Stronger, united labour and popular movements are needed in Manitoba to bring real change and a People’s Agenda. Voting for a People’s Agenda will help, yet the surest way to win it is more involvement by people in the political struggle.

In Point Douglas, the Communist Party would move the CPR tracks and create affordable, quality housing, recreation and parks. As Winnipeg’s poorest riding, Point Douglas especially needs a People’s Agenda.

What is one thing you stand for that is not a part of your political party’s platform?

My concerns are covered by our platform. Manitoba needs real change in many areas.

Do you have any other comments regarding your candidacy?

It makes me happy when I can meet my family’s needs and be involved in the life of my children and grandkids. I can only wish this on others and will work to build a society where families can meet every need for their children, and where children have a far brighter future without the threat or reality of hunger, nuclear war or global climate meltdown. We need to act now.

All around us global capitalism’s crisis is growing. It is not just war, job loss, poverty and hunger. Flooding in Manitoba will be worse unless we drop carbon emissions, yet there is not yet a scientific grasp of what policies will work. The NDP’s cap and trade system will make tons of money for corporations, solve nothing, and delay a real solution.

Finally, labour-farmer unity can defeat the threat by the Harper Conservatives to destroy the Canadian Wheat Board if action is taken immediately. Manitoba’s Tories support Harper’s dictatorial plan which will place farmers at the mercy of the giant grain corporations that now dominate the international grain trade. The plan will ruin thousands of family farms and put profit ahead of the starving millions in other countries.

What is your favourite location in the electoral division you are currently a candidate for?
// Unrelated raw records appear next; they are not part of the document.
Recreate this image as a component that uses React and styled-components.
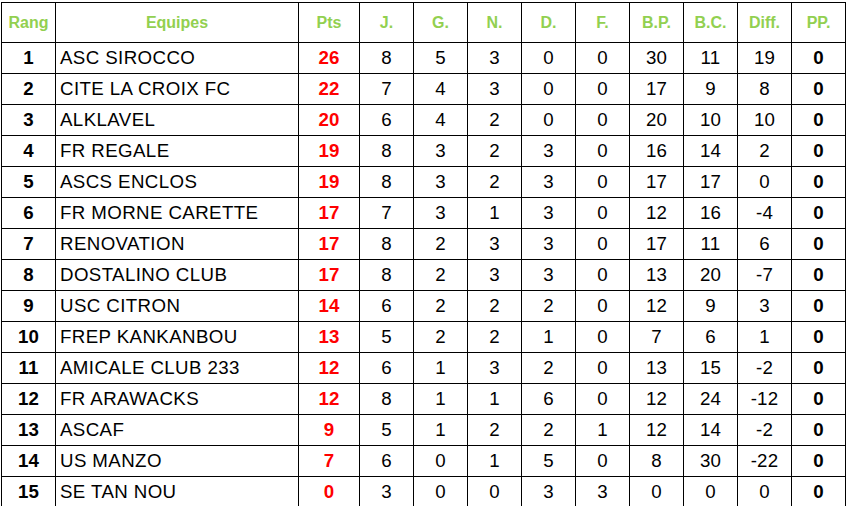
import styled, { createGlobalStyle } from 'styled-components';

const GlobalStyle = createGlobalStyle`
  html, body {
    margin: 0;
    padding: 0;
    background: #fff;
  }
  body {
    font-family: "Liberation Sans", Arial, sans-serif;
  }
`;

const columns = [
  { key: 'rank', label: 'Rang', width: 54 },
  { key: 'team', label: 'Equipes', width: 243 },
  { key: 'pts', label: 'Pts', width: 61 },
  { key: 'j', label: 'J.', width: 54 },
  { key: 'g', label: 'G.', width: 54 },
  { key: 'n', label: 'N.', width: 54 },
  { key: 'd', label: 'D.', width: 54 },
  { key: 'f', label: 'F.', width: 54 },
  { key: 'bp', label: 'B.P.', width: 54 },
  { key: 'bc', label: 'B.C.', width: 54 },
  { key: 'diff', label: 'Diff.', width: 54 },
  { key: 'pp', label: 'PP.', width: 54 },
];

const rows = [
  [1, 'ASC SIROCCO', 26, 8, 5, 3, 0, 0, 30, 11, 19, 0],
  [2, 'CITE LA CROIX FC', 22, 7, 4, 3, 0, 0, 17, 9, 8, 0],
  [3, 'ALKLAVEL', 20, 6, 4, 2, 0, 0, 20, 10, 10, 0],
  [4, 'FR REGALE', 19, 8, 3, 2, 3, 0, 16, 14, 2, 0],
  [5, 'ASCS ENCLOS', 19, 8, 3, 2, 3, 0, 17, 17, 0, 0],
  [6, 'FR MORNE CARETTE', 17, 7, 3, 1, 3, 0, 12, 16, -4, 0],
  [7, 'RENOVATION', 17, 8, 2, 3, 3, 0, 17, 11, 6, 0],
  [8, 'DOSTALINO CLUB', 17, 8, 2, 3, 3, 0, 13, 20, -7, 0],
  [9, 'USC CITRON', 14, 6, 2, 2, 2, 0, 12, 9, 3, 0],
  [10, 'FREP KANKANBOU', 13, 5, 2, 2, 1, 0, 7, 6, 1, 0],
  [11, 'AMICALE CLUB 233', 12, 6, 1, 3, 2, 0, 13, 15, -2, 0],
  [12, 'FR ARAWACKS', 12, 8, 1, 1, 6, 0, 12, 24, -12, 0],
  [13, 'ASCAF', 9, 5, 1, 2, 2, 1, 12, 14, -2, 0],
  [14, 'US MANZO', 7, 6, 0, 1, 5, 0, 8, 30, -22, 0],
  [15, 'SE TAN NOU', 0, 3, 0, 0, 3, 3, 0, 0, 0, 0],
];

const Wrapper = styled.div`
  padding: 2px 0 0 1px;
`;

const Table = styled.table`
  border-collapse: collapse;
  table-layout: fixed;
  border: 1px solid #000;
`;

const HeadCell = styled.th`
  height: 39px;
  padding: 0;
  border: 1px solid #000;
  color: #92d050;
  font-size: 16px;
  font-weight: bold;
  text-align: center;
  vertical-align: middle;
`;

const Cell = styled.td`
  height: 30px;
  padding: 0 4px;
  border: 1px solid #000;
  font-size: 18.7px;
  letter-spacing: ${(p) => (p.$left ? '0.4px' : '0.2px')};
  text-align: ${(p) => (p.$left ? 'left' : 'center')};
  font-weight: ${(p) => (p.$bold ? 'bold' : 'normal')};
  color: ${(p) => (p.$red ? '#ff0000' : '#000')};
  vertical-align: middle;
  white-space: nowrap;
  overflow: hidden;
`;

export default function App() {
  return (
    <>
      <GlobalStyle />
      <Wrapper>
        <Table>
          <colgroup>
            {columns.map((c) => (
              <col key={c.key} style={{ width: c.width }} />
            ))}
          </colgroup>
          <thead>
            <tr>
              {columns.map((c) => (
                <HeadCell key={c.key}>{c.label}</HeadCell>
              ))}
            </tr>
          </thead>
          <tbody>
            {rows.map((r) => (
              <tr key={r[0]}>
                {r.map((v, i) => (
                  <Cell
                    key={i}
                    $left={i === 1}
                    $bold={i === 0 || i === 2 || i === 11}
                    $red={i === 2}
                  >
                    {v}
                  </Cell>
                ))}
              </tr>
            ))}
          </tbody>
        </Table>
      </Wrapper>
    </>
  );
}
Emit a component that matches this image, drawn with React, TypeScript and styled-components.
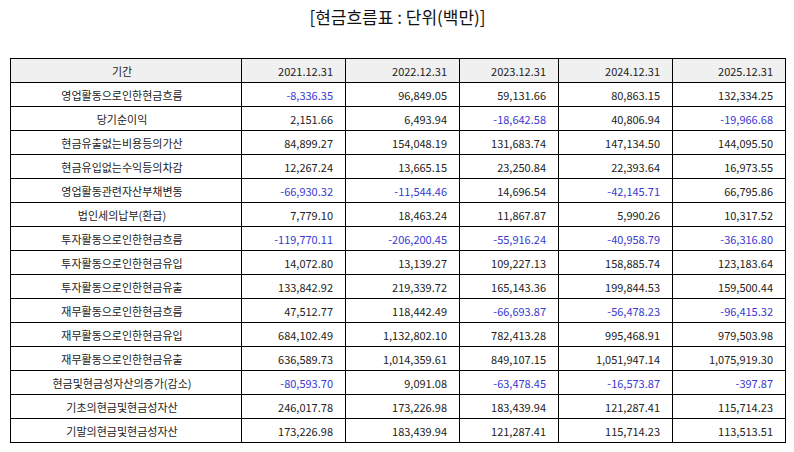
import React from "react";
import styled, { createGlobalStyle } from "styled-components";

interface Row {
  label: string;
  values: number[];
}

const years = ["2021.12.31", "2022.12.31", "2023.12.31", "2024.12.31", "2025.12.31"];

const rows: Row[] = [
  { label: "영업활동으로인한현금흐름", values: [-8336.35, 96849.05, 59131.66, 80863.15, 132334.25] },
  { label: "당기순이익", values: [2151.66, 6493.94, -18642.58, 40806.94, -19966.68] },
  { label: "현금유출없는비용등의가산", values: [84899.27, 154048.19, 131683.74, 147134.5, 144095.5] },
  { label: "현금유입없는수익등의차감", values: [12267.24, 13665.15, 23250.84, 22393.64, 16973.55] },
  { label: "영업활동관련자산부채변동", values: [-66930.32, -11544.46, 14696.54, -42145.71, 66795.86] },
  { label: "법인세의납부(환급)", values: [7779.1, 18463.24, 11867.87, 5990.26, 10317.52] },
  { label: "투자활동으로인한현금흐름", values: [-119770.11, -206200.45, -55916.24, -40958.79, -36316.8] },
  { label: "투자활동으로인한현금유입", values: [14072.8, 13139.27, 109227.13, 158885.74, 123183.64] },
  { label: "투자활동으로인한현금유출", values: [133842.92, 219339.72, 165143.36, 199844.53, 159500.44] },
  { label: "재무활동으로인한현금흐름", values: [47512.77, 118442.49, -66693.87, -56478.23, -96415.32] },
  { label: "재무활동으로인한현금유입", values: [684102.49, 1132802.1, 782413.28, 995468.91, 979503.98] },
  { label: "재무활동으로인한현금유출", values: [636589.73, 1014359.61, 849107.15, 1051947.14, 1075919.3] },
  { label: "현금및현금성자산의증가(감소)", values: [-80593.7, 9091.08, -63478.45, -16573.87, -397.87] },
  { label: "기초의현금및현금성자산", values: [246017.78, 173226.98, 183439.94, 121287.41, 115714.23] },
  { label: "기말의현금및현금성자산", values: [173226.98, 183439.94, 121287.41, 115714.23, 113513.51] },
];

// column widths measured from border to border
const colWidths = [231, 104, 114, 99, 114, 113];

const fmt = (n: number) =>
  n.toLocaleString("en-US", { minimumFractionDigits: 2, maximumFractionDigits: 2 });

const GlobalStyle = createGlobalStyle`
  body {
    margin: 0;
    background: #fff;
    font-family: "Noto Sans CJK KR", "Noto Sans", sans-serif;
    color: #222;
  }
`;

const Page = styled.div`
  padding: 0 9px 0 10px;
`;

const Title = styled.h2`
  margin: 0;
  height: 58px;
  padding-top: 5px;
  box-sizing: border-box;
  text-align: center;
  font-size: 17px;
  font-weight: 400;
  line-height: 24px;
  color: #111;
`;

const Table = styled.table`
  width: 776px;
  border-collapse: collapse;
  table-layout: fixed;
  font-size: 11px;
`;

const Cell = styled.td<{ $negative?: boolean; $label?: boolean }>`
  height: 24px;
  padding: 0 12px 0 4px;
  border: 1px solid #000;
  text-align: ${({ $label }) => ($label ? "center" : "right")};
  color: ${({ $negative }) => ($negative ? "#3838d0" : "#222")};
  white-space: nowrap;
  line-height: 14px;
  box-sizing: border-box;
`;

const HeadCell = styled.th<{ $width: number; $label?: boolean }>`
  width: ${({ $width }) => $width}px;
  height: 24px;
  padding: 0 12px 0 4px;
  border: 1px solid #000;
  background: #f0f0f0;
  font-weight: 400;
  color: #222;
  text-align: ${({ $label }) => ($label ? "center" : "right")};
  box-sizing: border-box;
`;

export default function App() {
  return (
    <Page>
      <GlobalStyle />
      <Title>[현금흐름표 : 단위(백만)]</Title>
      <Table>
        <thead>
          <tr>
            <HeadCell $width={colWidths[0]} $label>
              기간
            </HeadCell>
            {years.map((y, i) => (
              <HeadCell key={y} $width={colWidths[i + 1]}>
                {y}
              </HeadCell>
            ))}
          </tr>
        </thead>
        <tbody>
          {rows.map((row) => (
            <tr key={row.label}>
              <Cell $label>{row.label}</Cell>
              {row.values.map((v, i) => (
                <Cell key={i} $negative={v < 0}>
                  {fmt(v)}
                </Cell>
              ))}
            </tr>
          ))}
        </tbody>
      </Table>
    </Page>
  );
}
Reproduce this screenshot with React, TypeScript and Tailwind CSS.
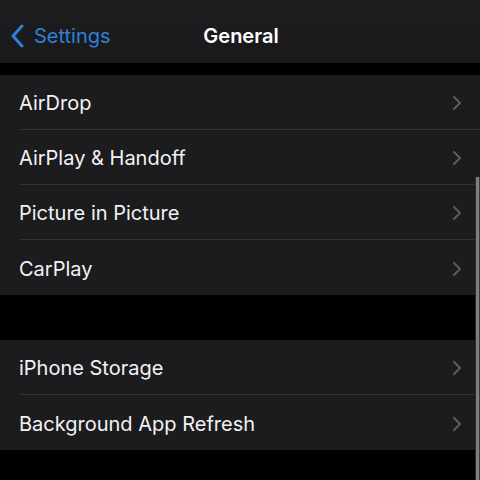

I like the old buildings worth saving and the care people put into their homes to grow wonderful gardens and special places. I like Selkirk Ave, which is still thrives here and there, but with too many pawn shops and fast money outlets. Joe Zuken Park is named after a prominent communist in Winnipeg. It is next to the site of the Vulcan Iron Works where the Winnipeg General Strike started, so those two spots are my favourite in the riding.